Could someone explain these Algebra problems?

Question

1. A small company involved in a delivery business is in charge of two routes. A driver on route A travels 70 miles and a driver on route B travels 75 miles on a given day. The Driver on route A travels 5 mph slower than the driver on route B. Also the route A takes ½ an hour longer than B. How fast is each driver driving?

2. Two ferryboats leave opposite sides of a
lake at the same time. They pass each other when they are 800 meters from the nearest shore. When it reaches the oppostie side, each boat spends 30 minutes at the dock and then starts back. This time the boats pass each other when they are 400 meters from the nearest shore. Assuming that each of the boats travel at the same speed in both directions, how wide is the lake between the two ferry docks?

3. A train, an hour after starting, meets an accident which detains it one hour, after which it proceeds at 3/5 of its former rate and arrives 3 hours late. But, had an accident which happened 80 KM farther, it would have been 1.5 hours late only. Find the original rate of the train and the length of the journey.

Answer 1

1. Use the fact that distance=rate*time to set up two equations, one for driver A and one for driver B:

If x=speed of driver A and y= time of driver A,

70=x*y
75=(x+5)(y-.5)

Solve the first eqn for x or y (your choice): x=70/y

Plug this in to the other eqn: 75=(70/y+5)(y-.5)

Multiply this out: 75=70+5y-35/y-2.5

Multiply both sides by y: 75y=70y+5y^2-35-2.5y

Combine like terms: 0=5y^2-7.5y-35

Use the quadratic formula or factoring to find that y=3.5 and -2

Since a time of -2 doesn't make sense, we can eliminate that answer. So, the time for driver A is 3.5 hours. Put this into 70=x*y to get x=20. So, Driver A drives at 20 mph for 3.5 hours. Plugging these values into 75=(x+5)(y-.5) you find that Driver B drives 25mph for 3 hours.
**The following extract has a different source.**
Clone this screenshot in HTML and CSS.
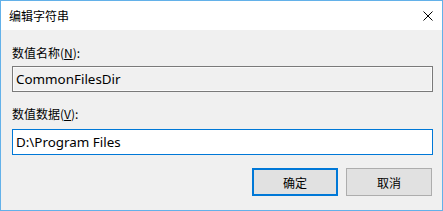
FILE: index.html
```html
<!DOCTYPE html>
<html lang="zh-CN">
<head>
  <meta charset="UTF-8">
  <link rel="stylesheet" href="styles.css">
  <title>编辑字符串</title>
</head>
<body>
  <div class="dialog">
    <div class="titlebar">
      <span class="title">编辑字符串</span>
      <svg class="close" width="10" height="10" viewBox="0 0 10 10">
        <path d="M0.5 0.5 L9.5 9.5 M9.5 0.5 L0.5 9.5" stroke="#000" stroke-width="1" fill="none"/>
      </svg>
    </div>
    <div class="content">
      <label class="field-label" for="valueName">数值名称(<u>N</u>):</label>
      <input class="field readonly" id="valueName" type="text" value="CommonFilesDir" readonly>
      <label class="field-label second" for="valueData">数值数据(<u>V</u>):</label>
      <input class="field active" id="valueData" type="text" value="D:\Program Files">
      <div class="buttons">
        <button class="btn default">确定</button>
        <button class="btn">取消</button>
      </div>
    </div>
  </div>
</body>
</html>
```

FILE: styles.css
```css
* {
  margin: 0;
  padding: 0;
  box-sizing: border-box;
}
body {
  width: 443px;
  height: 211px;
  font-family: "Noto Sans", "Noto Sans CJK SC", sans-serif;
  font-size: 12px;
  color: #000;
}
.dialog {
  width: 443px;
  height: 211px;
  border: 1px solid #63b1e9;
  display: flex;
  flex-direction: column;
  background: #f0f0f0;
}
.titlebar {
  height: 29px;
  background: #fff;
  display: flex;
  align-items: center;
  justify-content: space-between;
  padding: 0 9px 0 8px;
}
.title {
  font-family: "Noto Sans CJK SC", sans-serif;
  font-size: 12px;
  color: #000;
}
.close {
  display: block;
}
.content {
  flex: 1;
  display: flex;
  flex-direction: column;
  padding: 15px 9px 0 11px;
}
.field-label {
  font-family: "Noto Sans CJK SC", sans-serif;
  line-height: 16px;
  height: 16px;
}
.field-label.second {
  margin-top: 14px;
}
.field {
  display: block;
  width: 100%;
  height: 26px;
  margin-top: 5px;
  font-family: "Noto Sans", "Noto Sans CJK SC", sans-serif;
  font-size: 13.4px;
  padding: 0 0 0 3px;
  outline: none;
  color: #000;
}
.field.readonly {
  background: #f0f0f0;
  border: 1px solid #7a7a7a;
  box-shadow: inset 0 0 0 1px #fafafa;
}
.field.active {
  background: #fff;
  border: 1px solid #0078d7;
  margin-top: 7px;
  height: 26px;
}
.buttons {
  display: flex;
  justify-content: flex-end;
  gap: 8px;
  margin-top: 13px;
  padding-right: 1px;
}
.btn {
  width: 86px;
  height: 28px;
  background: #e1e1e1;
  border: 1px solid #adadad;
  font-family: "Noto Sans CJK SC", sans-serif;
  font-size: 12px;
  color: #000;
}
.btn.default {
  border: 2px solid #0078d7;
}
```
2. No matter how I set this up I'm getting more variables than equations.

3. If we assume the train's regular speed is R, and use the fact that Dist=Rate*Time then the distance it covers is

R*1+0*1+3/5*R*T or R+3/5RT

If the accident had happend farther along, the distance would be the same as before but expressed this way:

R*1+80+0*1+3/5*R*(T-1.5) or R+80+3/5RT-9/5R

since the time for the second leg would be an hour and a half shorter this way than in the first scenario.

Setting them equal,

R+3/5RT=R+80+3/5RT-9/5R
0=80-9/5R
R=44.44...kph

Answer 2

Problem 1:
Already an excellent answer posted above (TychaBrahe)


Problem 2:
Ok, imagine the path across the river as a line joining the two docks A and B:

A--------------------------B
<---------W----------->

where the distance between the docks is W. Let the boat that leaves dock A (lets call it boat A) at the start have speed a, the boat that leaves dock B (call it boat B) at the start have speed b.
The distance X(A) of boat A from dock A after a time t is:
X(A)=at
The distance X(B) of boat B from dock A after the same time is:
X(B)=W-bt

At some moment t(1) they pass each other, i.e. their distances from dock A are the same:
at(1)=W-bt(1)
Rearranging gives:
W = (a+b)t(1)
or
t(1) = W/(a+b)

Now, let us assume that boat A is the slower boat, so that the nearest shore when the boats pass is the one that A started from; then
800 = at(1) = Wa/(a+b)

Now for the return journey (bear with me on this one...)
the distance of boat A from dock A at some time t (measured from the startof its journey from dock A, some considerable time ago now)
is
X(A) = W-a(t-(W/a+30))
[the term W/a is just the time it took A to cross the river on the outward journey; it waited 30 minutes then set out again; hence the total time it has been travelling on the return journey is t-(W/a+30)]
The distance of boat B from dock A is
X(B) = b(t-(W/b+30))

They pass at some time t(2):
b(t(2)-W/b-30) = W-a(t(2)-W/a-30)
expanding:
bt(2)-W-30b = W-at(2)+W+30a
rearranging:
3W+30(a+b) = (a+b)t(2)
finally:
t(2) = 30+3W/(a+b)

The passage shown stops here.